What to produce: Report how many lines below contain the word "full". Give only the number.

· · · · · · ·

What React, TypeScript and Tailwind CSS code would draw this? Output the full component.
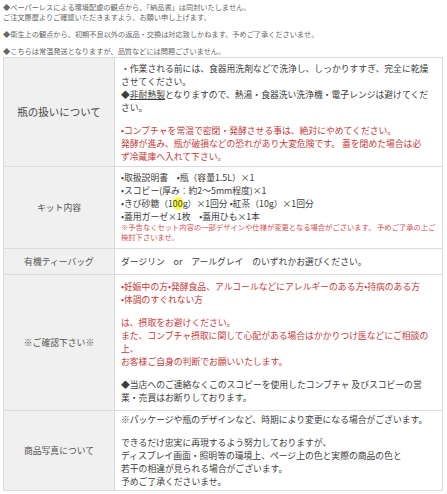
import type { ReactNode } from 'react'

interface RowProps {
  label: string
  big?: boolean
  pad?: string
  children: ReactNode
}

function Row({ label, big, pad, children }: RowProps) {
  return (
    <tr>
      <td
        className={
          big
            ? 'w-[111px] border border-[#dcdcdc] bg-[#f0f0f0] text-center align-middle text-[10.5px] text-[#4a4a4a]'
            : 'w-[111px] border border-[#dcdcdc] bg-[#f0f0f0] text-center align-middle text-[8.8px] text-[#555]'
        }
      >
        {label}
      </td>
      <td
        className={
          'border border-[#dcdcdc] bg-white pl-[6px] pr-[2px] align-top text-[8.8px] leading-[13px] text-[#3c3c3c] ' +
          (pad ?? 'pt-[4px] pb-[3px]')
        }
      >
        {children}
      </td>
    </tr>
  )
}

function L({ children, red }: { children: ReactNode; red?: boolean }) {
  return <div className={red ? 'whitespace-nowrap text-[#c53a3a]' : 'whitespace-nowrap'}>{children}</div>
}

export default function App() {
  return (
    <div className="min-h-[494px] w-[447px] bg-white font-['Noto_Sans_CJK_JP','Noto_Sans',sans-serif]">
      <div className="px-[3px] pt-[2px] text-[7.2px] leading-[10px] text-[#666]">
        <p className="whitespace-nowrap">◆ペーパーレスによる環境配慮の観点から、「納品書」は同封いたしません。</p>
        <p className="whitespace-nowrap">ご注文履歴よりご確認いただきますよう、お願い申し上げます。</p>
        <p className="mt-[7px] whitespace-nowrap">◆衛生上の観点から、初期不良以外の返品・交換は対応致しかねます。予めご了承くださいませ。</p>
        <p className="mt-[7px] whitespace-nowrap">◆こちらは常温発送となりますが、品質などには問題ございません。</p>
      </div>

      <table className="ml-[3px] mt-[1px] w-[440px] border-collapse border border-[#dcdcdc]">
        <tbody>
          <Row label="瓶の扱いについて" big>
            <L>・作業される前には、食器用洗剤などで洗浄し、しっかりすすぎ、完全に乾燥</L>
            <L>させてください。</L>
            <L>
              ◆<span className="underline">非耐熱製</span>となりますので、熱湯・食器洗い洗浄機・電子レンジは避けてくだ
            </L>
            <L>さい。</L>
            <div className="mt-[10px]">
              <L red>•コンブチャを常温で密閉・発酵させる事は、絶対にやめてください。</L>
              <L red>発酵が進み、瓶が破損などの恐れがあり大変危険です。 蓋を閉めた場合は必</L>
              <L red>ず冷蔵庫へ入れて下さい。</L>
            </div>
          </Row>

          <Row label="キット内容" pad="pt-[4px] pb-[6px]">
            <L>•取扱説明書　•瓶（容量1.5L）×1</L>
            <L>•スコビー(厚み：約2～5mm程度)×1</L>
            <L>
              •きび砂糖（1<span className="rounded-full bg-[#ffff3c]">00</span>g）×1回分 •紅茶（10g）×1回分
            </L>
            <L>•蓋用ガーゼ×1枚　•蓋用ひも×1本</L>
            <div className="text-[7.3px] leading-[9.5px] text-[#d25050]">
              <div className="whitespace-nowrap">※予告なくセット内容の一部デザインや仕様が変更となる場合がございます。 予めご了承の上ご</div>
              <div className="whitespace-nowrap">検討下さいませ。</div>
            </div>
          </Row>

          <Row label="有機ティーバッグ" pad="py-[6px]">
            <L>ダージリン　or　アールグレイ　のいずれかお選びください。</L>
          </Row>

          <Row label="※ご確認下さい※" pad="pt-[5px] pb-[6px]">
            <L red>•妊娠中の方•発酵食品、アルコールなどにアレルギーのある方•持病のある方</L>
            <L red>•体調のすぐれない方</L>
            <div className="mt-[10px]">
              <L red>は、摂取をお避けください。</L>
              <L red>また、コンブチャ摂取に関して心配がある場合はかかりつけ医などにご相談の</L>
              <L red>上、</L>
              <L red>お客様ご自身の判断でお願いいたします。</L>
            </div>
            <div className="mt-[10px]">
              <L>◆当店へのご連絡なくこのスコビーを使用したコンブチャ 及びスコビーの営</L>
              <L>業・売買はお断りしております。</L>
            </div>
          </Row>

          <Row label="商品写真について" pad="pt-[2px] pb-[2px]">
            <L>※パッケージや瓶のデザインなど、時期により変更になる場合がございます。</L>
            <div className="mt-[10px]">
              <L>できるだけ忠実に再現するよう努力しておりますが、</L>
              <L>ディスプレイ画面・照明等の環境上、ページ上の色と実際の商品の色と</L>
              <L>若干の相違が見られる場合がございます。</L>
              <L>予めご了承くださいませ。</L>
            </div>
          </Row>
        </tbody>
      </table>
    </div>
  )
}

· · · · · · ·

Written solution: 2